SUPPLIED MATERIAL:
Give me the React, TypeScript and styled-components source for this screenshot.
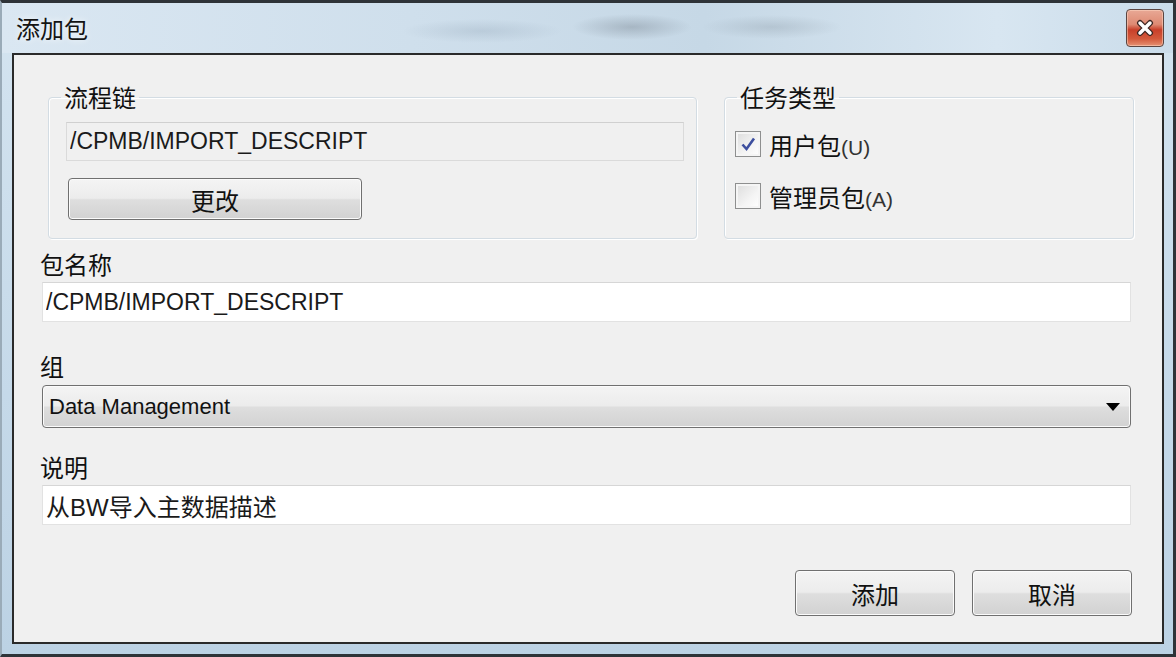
import React from 'react';
import styled, { createGlobalStyle } from 'styled-components';

const GlobalStyle = createGlobalStyle`
  html, body {
    margin: 0;
    padding: 0;
    background: #c8dbe9;
  }
  body {
    font-family: 'Liberation Sans', 'Noto Sans CJK SC', sans-serif;
    color: #111;
  }
`;

const Window = styled.div`
  box-sizing: border-box;
  width: 1176px;
  height: 657px;
  display: flex;
  flex-direction: column;
  border-top: 3px solid #2e3338;
  border-right: 3px solid #2e3338;
  border-bottom: 3px solid #2e3338;
  border-left: 2px solid #9aabb8;
  padding: 0 9px 10px 10px;
  background: linear-gradient(180deg, #d4e4f0 0%, #c5d9e9 60%, #bcd2e4 100%);
`;

const TitleBar = styled.div`
  height: 50px;
  flex: none;
  display: flex;
  align-items: center;
  justify-content: space-between;
  margin: 0 -9px 0 -10px;
  padding: 0 9px 0 14px;
  background:
    radial-gradient(ellipse 80px 12px at 480px 28px, rgba(120, 140, 160, 0.22), transparent),
    radial-gradient(ellipse 60px 13px at 630px 24px, rgba(90, 100, 112, 0.3), transparent),
    radial-gradient(ellipse 70px 12px at 770px 24px, rgba(105, 118, 130, 0.22), transparent),
    linear-gradient(90deg, #dae7f2 0%, #cfdfec 35%, #c6d8e6 60%, #d8e6f1 85%, #cadcea 100%);
`;

const Title = styled.span`
  font-family: 'Noto Sans CJK SC', sans-serif;
  font-size: 24px;
  line-height: 24px;
  color: #141414;
  text-shadow: 0 0 6px rgba(255, 255, 255, 0.9);
`;

const CloseButton = styled.div`
  box-sizing: border-box;
  width: 38px;
  height: 38px;
  border: 1px solid #5b4541;
  border-radius: 4px;
  display: flex;
  align-items: center;
  justify-content: center;
  background: linear-gradient(180deg, #e8a895 0%, #de8a73 40%, #c8402a 55%, #d35a3c 80%, #e59274 100%);
  box-shadow: inset 0 0 0 1px rgba(255, 220, 200, 0.5);
`;

const Client = styled.div`
  flex: 1;
  box-sizing: border-box;
  border: 2px solid #2a2a2a;
  background: #f0f0f0;
  padding: 30px 31px 0 28px;
  display: flex;
  flex-direction: column;
`;

const TopRow = styled.div`
  display: grid;
  grid-template-columns: 649px 410px;
  column-gap: 27px;
  margin: 0 -3px 0 6px;
`;

const GroupBox = styled.fieldset`
  margin: 0;
  padding: 0;
  min-width: 0;
  border: 1px solid #d3dce3;
  border-radius: 4px;
  box-shadow: inset 1px 1px 0 #fff, 1px 1px 0 #fff;
`;

const Legend = styled.legend`
  margin-left: 12px;
  padding: 0 3px;
  font-family: 'Noto Sans CJK SC', sans-serif;
  font-size: 24px;
  line-height: 24px;
  color: #111;
`;

const ChainBody = styled.div`
  display: flex;
  flex-direction: column;
  align-items: flex-start;
  gap: 17px;
  padding: 13px 12px 18px 17px;
`;

const TypeBody = styled.div`
  display: flex;
  flex-direction: column;
  gap: 26px;
  padding: 22px 10px 0 10px;
`;

const TextBox = styled.input<{ $disabled?: boolean }>`
  box-sizing: border-box;
  width: 100%;
  height: ${p => (p.$disabled ? '39px' : '40px')};
  margin: 0;
  padding: 0 3px;
  border: 1px solid ${p => (p.$disabled ? '#dadada' : '#e2e2e2')};
  border-top-color: ${p => (p.$disabled ? '#d0d0d0' : '#d6d6d6')};
  background: ${p => (p.$disabled ? '#f0f0f0' : '#ffffff')};
  font-family: 'Liberation Sans', 'Noto Sans CJK SC', sans-serif;
  font-size: 23px;
  color: #1a1a1a;
  outline: none;
`;

const CjkText = styled.span`
  font-size: 24px;
`;

const Button = styled.button<{ $width: number }>`
  box-sizing: border-box;
  width: ${p => p.$width}px;
  height: ${p => (p.$width > 200 ? 42 : 46)}px;
  border: 1px solid #707070;
  border-radius: 4px;
  background: linear-gradient(180deg, #f4f4f4 0%, #ececec 48%, #dedede 52%, #d2d2d2 100%);
  box-shadow: inset 0 0 0 1px #fbfbfb;
  font-family: 'Noto Sans CJK SC', sans-serif;
  font-size: 24px;
  color: #111;
  padding: 0;
`;

const CheckRow = styled.label`
  display: flex;
  align-items: center;
  gap: 8px;
  height: 26px;
  font-family: 'Liberation Sans', 'Noto Sans CJK SC', sans-serif;
  font-size: 24px;
  color: #111;
`;

const Hotkey = styled.span`
  font-size: 21px;
  color: #333;
`;

const CheckBox = styled.span`
  box-sizing: border-box;
  width: 26px;
  height: 26px;
  flex: none;
  border: 1px solid #8e8f8f;
  background: linear-gradient(135deg, #dcdcdc 0%, #f4f4f4 60%, #ffffff 100%);
  box-shadow: inset 0 0 0 2px #f5f5f5;
  display: flex;
  align-items: center;
  justify-content: center;
`;

const FieldLabel = styled.div<{ $gap: number }>`
  margin: ${p => p.$gap}px 0 6px -2px;
  font-family: 'Noto Sans CJK SC', sans-serif;
  font-size: 24px;
  line-height: 24px;
  color: #111;
`;

const Combo = styled.div`
  box-sizing: border-box;
  height: 43px;
  margin-top: 1px;
  display: flex;
  align-items: center;
  justify-content: space-between;
  padding: 0 10px 0 6px;
  border: 1px solid #707070;
  border-radius: 4px;
  background: linear-gradient(180deg, #f4f4f4 0%, #ececec 48%, #dedede 52%, #d2d2d2 100%);
  box-shadow: inset 0 0 0 1px #fbfbfb;
  font-size: 22px;
  color: #111;
`;

const Arrow = styled.span`
  width: 0;
  height: 0;
  border-left: 7px solid transparent;
  border-right: 7px solid transparent;
  border-top: 8px solid #000;
`;

const Footer = styled.div`
  display: flex;
  justify-content: flex-end;
  gap: 17px;
  margin-top: 45px;
  margin-right: -1px;
`;

const App: React.FC = () => {
  return (
    <>
      <GlobalStyle />
      <Window>
        <TitleBar>
          <Title>添加包</Title>
          <CloseButton>
            <svg width="18" height="18" viewBox="0 0 18 18">
              <path d="M4 4 L14 14 M14 4 L4 14" stroke="#3b2622" strokeWidth="6" strokeLinecap="round" />
              <path d="M4 4 L14 14 M14 4 L4 14" stroke="#ffffff" strokeWidth="3.5" strokeLinecap="round" />
            </svg>
          </CloseButton>
        </TitleBar>
        <Client>
          <TopRow>
            <GroupBox>
              <Legend>流程链</Legend>
              <ChainBody>
                <TextBox $disabled readOnly value="/CPMB/IMPORT_DESCRIPT" />
                <Button $width={294} style={{ marginLeft: 2 }}>更改</Button>
              </ChainBody>
            </GroupBox>
            <GroupBox>
              <Legend>任务类型</Legend>
              <TypeBody>
                <CheckRow>
                  <CheckBox>
                    <svg width="18" height="18" viewBox="0 0 18 18">
                      <path d="M3.5 9.5 L7.5 14 L15 3.5" fill="none" stroke="#3d4f9f" strokeWidth="2.6" />
                    </svg>
                  </CheckBox>
                  <span>用户包<Hotkey>(U)</Hotkey></span>
                </CheckRow>
                <CheckRow>
                  <CheckBox />
                  <span>管理员包<Hotkey>(A)</Hotkey></span>
                </CheckRow>
              </TypeBody>
            </GroupBox>
          </TopRow>

          <FieldLabel $gap={13}>包名称</FieldLabel>
          <TextBox readOnly value="/CPMB/IMPORT_DESCRIPT" />

          <FieldLabel $gap={32}>组</FieldLabel>
          <Combo>
            <span>Data Management</span>
            <Arrow />
          </Combo>

          <FieldLabel $gap={27}>说明</FieldLabel>
          <TextBox readOnly value="从BW导入主数据描述" style={{ fontSize: 24 }} />

          <Footer>
            <Button $width={160}>添加</Button>
            <Button $width={160}>取消</Button>
          </Footer>
        </Client>
      </Window>
    </>
  );
};

export default App;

THE REQUEST:
Work through the data and report how many of its lines hold the word "components", giving only the figure.

COMPLETE ANSWER:
2